Angelina Dassin agreed to this. “What do you intend to call your baby?” she asked.
Hunched in a shabby armchair, Judy looked out the window across to the sharp Alpine skyline and said, “If it’s a girl it will be Elizabeth after my mother. If it’s a boy it will be Nicholas.”
Maxine wasn’t surprised.
By the end of September, Judy’s stomach seemed enormous. Her situation was apparent to the rest of the hotel staff, who sympathetically said nothing. She now walked with an odd sway, a stiff-backed lurch and she found it hard to sleep the whole night through because of the baby’s kicking.

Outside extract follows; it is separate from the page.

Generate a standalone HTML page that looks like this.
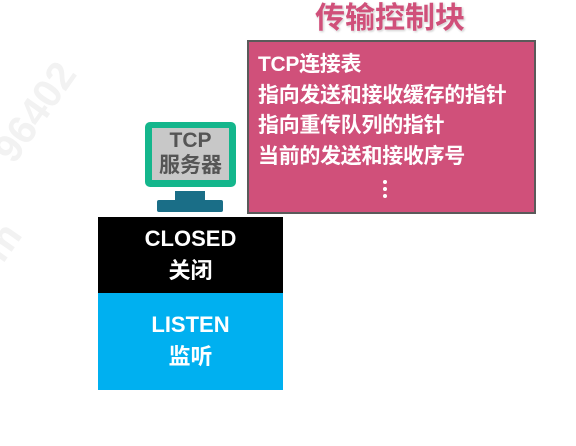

She would lie in the moonlight, thinking how wonderful it was to feel her own baby dancing under her heart.
On the seventh of October, two weeks before the baby was due, Judy said good-bye to the staff of the Imperial and caught the bus to Château d’Oex laden with
gifts: a fine white knitted shawl and two boxes full of baby clothes from Maxine, Kate and Pagan, a bottle of kummel, a jar of peaches pickled in brandy and a magnificent smoked ham from the head chef.
On the thirteenth of October Judy woke at five in the morning “Ouch!” She caught her breath. No, it wasn’t the baby kicking, it was pain in her back.

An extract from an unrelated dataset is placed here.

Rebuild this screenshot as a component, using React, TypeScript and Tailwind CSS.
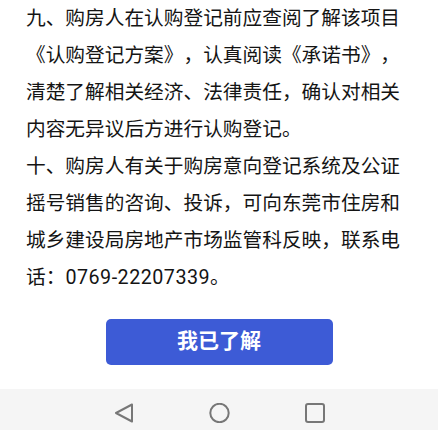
import React from "react";

const lines = [
  "九、购房人在认购登记前应查阅了解该项目",
  "《认购登记方案》，认真阅读《承诺书》，",
  "清楚了解相关经济、法律责任，确认对相关",
  "内容无异议后方进行认购登记。",
  "十、购房人有关于购房意向登记系统及公证",
  "摇号销售的咨询、投诉，可向东莞市住房和",
  "城乡建设局房地产市场监管科反映，联系电",
];

export default function App() {
  return (
    <div
      className="w-full h-[430px] flex flex-col bg-white overflow-hidden"
      style={{ fontFamily: 'Roboto, "Noto Sans CJK SC", sans-serif' }}
    >
      <div className="px-[26px] text-[19.7px] leading-[37px] text-[#141414] whitespace-nowrap [text-spacing-trim:space-all]">
        {lines.map((l, i) => (
          <div key={i}>{l}</div>
        ))}
        <div>
          话：<span className="tracking-[0.5px]">0769-22207339</span>。
        </div>
      </div>
      <div className="flex justify-center mt-[23px]">
        <button className="w-[227px] h-[46px] rounded-[5px] bg-[#3d5bd6] text-white text-[21px] font-bold flex items-center justify-center">
          我已了解
        </button>
      </div>
      <div className="flex-1" />
      <div className="h-[41px] bg-[#f5f5f5] flex justify-center items-start pt-[14px] gap-[75px]">
        <svg width="20" height="20" viewBox="0 0 20 20" fill="none">
          <path
            d="M18 1.5 L2 10 L18 18.5 Z"
            stroke="#777777"
            strokeWidth="2"
            strokeLinejoin="round"
          />
        </svg>
        <svg width="21" height="20" viewBox="0 0 21 20" fill="none">
          <circle cx="10.5" cy="10" r="9.2" stroke="#777777" strokeWidth="2" />
        </svg>
        <svg width="20" height="20" viewBox="0 0 20 20" fill="none">
          <rect x="1" y="1" width="18" height="18" rx="2" stroke="#777777" strokeWidth="2" />
        </svg>
      </div>
    </div>
  );
}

She sat up in bed, already feeling an excited thrill of achievement. She couldn’t wait to tell Angelina. She heaved her unwieldy body out of bed, wrapped the white lace shawl around her shoulders and sat in the living room, twisting the twin coral rings, one for each middle finger, that Nick had given her just before he left Switzerland.
“I know you won’t accept a ring for the finger I want to put it on,” he had said, as they sat among the brilliant yellow king-cups that grew in the damp soil on the river bank, “but I want to give you a ring, because somehow a ring is connected with a promise, and with this ring I promise that I’ll always love you.” He had slipped one rosebud on the middle finger of her right hand. Then he picked up her left hand.
“Just a minute,” Judy had said, “what does that ring promise?”
“That I’ll always be ready to help you.” He had kissed the fingertip and slid the second ring on it. “You can always rely on me.”
Suddenly Angelina appeared in the living room and scolded Judy. “Back to bed! You don’t want a cold as well as a baby,” Angelina cried. She felt a proprietary interest in the impending birth.
The flutters in Judy’s abdomen continued irregularly throughout the day. Doctor Geneste had been alerted and was quietly reassuring. “Nothing is likely to happen yet,” he said.
Twenty-four hours later, Judy began to experience definite strong contractions.
By eight o’clock in the evening the contractions were coming at half-hour intervals and Angelina decided to take her to the hospital. They left Roger with the farmer’s wife next door and two red lollipops, then together they walked down the main street in front of the arched town hall, where they waited for the bus.